Google Cloud Platform is still stuck in third place, far behind Amazon Web Services and Microsoft Azure, but by convincing streaming music heavyweight Spotify to switch much of its technology from AWS, Google is making a case that this is more than a two-horse race.
According to a Spotify blog post on Saturday, "Announcing Spotify Infrastructure’s Googley Future", the company is “working with the Google Cloud Platform team to provide platform infrastructure for Spotify, everywhere.” And blog author Nicholas Harteau, vice president, Engineering and Infrastructure, noted, “This is a big deal.”
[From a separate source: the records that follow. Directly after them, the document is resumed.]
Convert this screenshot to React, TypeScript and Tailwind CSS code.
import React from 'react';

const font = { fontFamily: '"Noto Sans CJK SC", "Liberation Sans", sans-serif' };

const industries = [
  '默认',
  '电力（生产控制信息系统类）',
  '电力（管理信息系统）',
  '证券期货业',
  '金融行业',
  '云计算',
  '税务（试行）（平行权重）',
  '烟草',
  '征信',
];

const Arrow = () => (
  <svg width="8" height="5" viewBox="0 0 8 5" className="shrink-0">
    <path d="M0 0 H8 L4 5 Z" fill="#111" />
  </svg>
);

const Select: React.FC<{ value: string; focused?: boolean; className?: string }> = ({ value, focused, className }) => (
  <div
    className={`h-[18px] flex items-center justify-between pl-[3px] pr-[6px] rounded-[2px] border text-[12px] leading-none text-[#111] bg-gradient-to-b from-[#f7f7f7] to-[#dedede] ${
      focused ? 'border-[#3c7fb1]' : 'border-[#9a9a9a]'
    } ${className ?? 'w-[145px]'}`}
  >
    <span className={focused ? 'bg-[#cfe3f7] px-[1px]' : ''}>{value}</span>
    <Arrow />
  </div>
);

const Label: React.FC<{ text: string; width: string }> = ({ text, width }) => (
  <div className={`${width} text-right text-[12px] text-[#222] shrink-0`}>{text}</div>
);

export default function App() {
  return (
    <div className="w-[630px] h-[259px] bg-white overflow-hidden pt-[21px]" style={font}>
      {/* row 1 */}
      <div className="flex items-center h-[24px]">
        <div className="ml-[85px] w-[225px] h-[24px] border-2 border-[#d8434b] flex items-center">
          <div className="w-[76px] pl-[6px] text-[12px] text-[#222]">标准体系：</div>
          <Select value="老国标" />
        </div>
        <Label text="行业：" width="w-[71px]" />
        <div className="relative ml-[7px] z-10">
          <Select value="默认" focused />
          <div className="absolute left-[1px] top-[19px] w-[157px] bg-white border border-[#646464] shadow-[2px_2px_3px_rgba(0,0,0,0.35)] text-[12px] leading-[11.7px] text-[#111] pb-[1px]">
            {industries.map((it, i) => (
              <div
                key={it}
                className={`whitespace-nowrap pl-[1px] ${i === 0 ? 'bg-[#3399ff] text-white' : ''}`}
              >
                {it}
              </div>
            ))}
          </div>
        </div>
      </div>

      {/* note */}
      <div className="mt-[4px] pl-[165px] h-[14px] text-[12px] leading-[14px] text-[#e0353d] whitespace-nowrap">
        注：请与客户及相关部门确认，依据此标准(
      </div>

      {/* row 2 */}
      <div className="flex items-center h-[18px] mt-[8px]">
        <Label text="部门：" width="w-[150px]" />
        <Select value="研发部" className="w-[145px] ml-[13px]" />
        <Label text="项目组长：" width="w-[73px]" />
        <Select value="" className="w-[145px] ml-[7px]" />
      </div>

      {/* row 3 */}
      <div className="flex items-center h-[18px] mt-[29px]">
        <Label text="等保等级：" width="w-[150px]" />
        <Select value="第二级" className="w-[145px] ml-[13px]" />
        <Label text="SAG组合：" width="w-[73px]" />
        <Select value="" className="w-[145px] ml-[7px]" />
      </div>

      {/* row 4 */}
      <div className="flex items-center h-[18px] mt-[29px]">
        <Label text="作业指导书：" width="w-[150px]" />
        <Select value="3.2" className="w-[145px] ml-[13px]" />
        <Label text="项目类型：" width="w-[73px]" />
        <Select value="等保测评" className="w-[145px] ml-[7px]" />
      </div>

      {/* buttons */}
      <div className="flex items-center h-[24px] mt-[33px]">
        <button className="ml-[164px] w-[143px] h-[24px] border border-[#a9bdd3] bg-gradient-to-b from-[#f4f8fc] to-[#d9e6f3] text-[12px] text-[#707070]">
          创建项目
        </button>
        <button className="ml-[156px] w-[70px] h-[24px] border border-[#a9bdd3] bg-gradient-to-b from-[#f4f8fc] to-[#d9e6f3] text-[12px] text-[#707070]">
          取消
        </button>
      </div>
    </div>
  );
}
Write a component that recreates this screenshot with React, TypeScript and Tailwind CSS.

Harteau is right, and maybe even more for Google than for Spotify. Frankly, despite Harteau crediting Google’s thought leadership and “and the sophistication and quality of its data offerings,” once Spotify made the critical decision to go all-in on the cloud, it most likely could have found essentially similar services at AWS or Azure.
Harteau’s post cited Google’s technical capabilities: “From traditional batch processing with Dataproc, to rock-solid event delivery with Pub/Sub to the nearly magical abilities of BigQuery, building on Google’s data infrastructure provides us with a significant advantage where it matters the most.” But I think pricing had even more to do with it. Harteau told the Wall Street Journal that, “We negotiated hard on price.”
I take that to mean that Google gave Spotify a deal it couldn’t refuse.
Still, the big benefit for Spotify comes with moving the cloud instead of maintaining its own infrastructure. I don’t see a transformative difference hinging on which cloud platform it chose.
A big win for Google
For Google, though, this is a huge win. Spotify is another high-profile operation it can now count among its customer roster. According to the Journal story, Spotify was a “marquee Amazon Web Services customer, and had produced a case study on the company to market AWS. Ben Kepes wrote on Computerworld, meanwhile, that “Spotify has some workloads on AWS, and sources tell me that Spotify isn't planning to shift these workloads off AWS,”
Either way, though, this is indeed a big deal for Google Cloud Platform. It sorely needs all the market momentum and customer confirmation it can get to show prospective users that this isn’t simply an AWS market, with Azure as the only big-time alternative for companies that don’t want to use Amazon for some or all of their workloads. Anything that puts Google Cloud Platform on the same level as AWS or Azure is pure gold for Google.
The Spotify signing will help Google get the attention of cloud customers, at which point Google is in a position to cut very tempting deals as it hustles to remain a core part of the cloud discussion. That’s a good thing, if you ask me. A three-horse race is a lot more interesting, and three-way competition is likely to foster faster innovation and better pricing for cloud users.